The companies I've seen succeed were 100% focused on shipping their product to customers. Not 90% focused on customers and 10% focused on code quality, but 100% focused. They'd rather have to spend 30 engineer-days a few years from now fixing an issue if they get to that point than spend 3 hours getting it right upfront.

As an engineer that goes against every instinct I have, it really seems like spending a couple hours upfront must be a better use of time. It seems like it should be possible to spend 10% of your time setting yourself up well for the future, that's still just a rounding error of your time. And then if you do survive another few years, you'll have a huge leg up on other series B or C stage competitors if you're not hindered by a lot of tech debt at that point.

But from a capitalist perspective, it's probably not so crazy. If you are working with a $200,000 seed round in the beginning, and an engineer costs $80,000 a year, 3 hours of their time costs $115 which is 0.06% of your funds. And more importantly, that $200k is maybe enough for a year of runway, so 3 hours is 0.14% of the time you have to live given a 40-hour a week year (or 0.07% of an 80 hour a week year). Every bit of that starts to add up. Whereas by the time you're a later-stage company and you've raised, say, $40 million dollars and are paying engineers $150k, 30 engineer-days of work is $17,300 but that's only 0.04% of the money you've raised plus your runway is now approaching infinity if you're close to profitable.

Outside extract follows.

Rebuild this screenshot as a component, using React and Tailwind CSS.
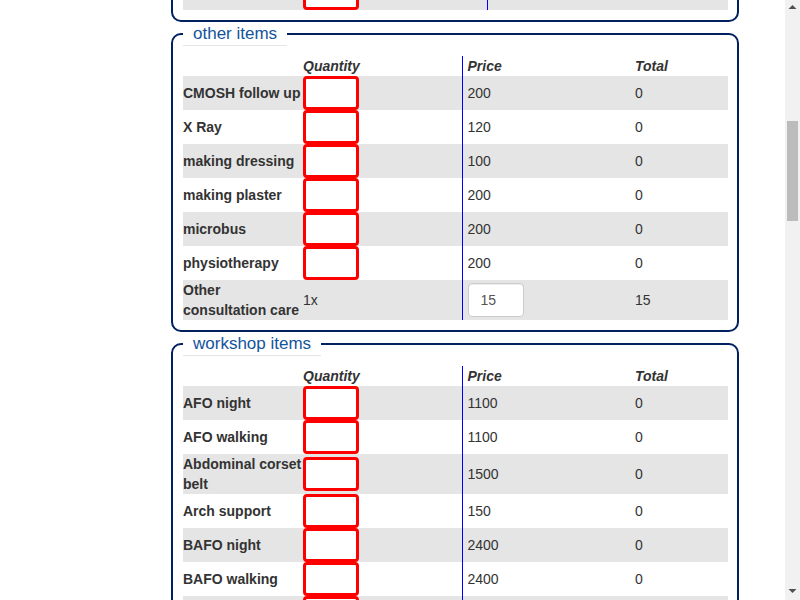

I'm still kind of playing devil's advocate here, my instinct really wants to believe that a better balance than what I've seen is possible. One huge missing factor is that people have a strong tendency to ignore spread out costs like the time wasted fixing bugs that pop up later whereas the upfront cost of writing a bunch of tests is more visible. But it has been interesting for me to consider that maybe most founders really are acting pretty reasonably, even though it originally seems pretty careless and lazy to let your startup build up a ton of tech debt early on.




Engineering is a multiplier in this case - so early investments, not necessarily in code beauty, but in picking the right architecture for the job, pays back compounding dividends and reduces funding needed. Whatsapp had a handful of engineers able to handle millions of users. Funding is not promised, its debt. Use every lever you've got and you'll need less of it.


There are compounding gains from making "the right choice all else equal." This is one of those semi-mythical 10x engineer super-powers. Or it might just be experience. But technical choices need to be made and making slightly better ones will pay off even in the short term. The technical changes should just optimize for rapid change rather than stability or scale.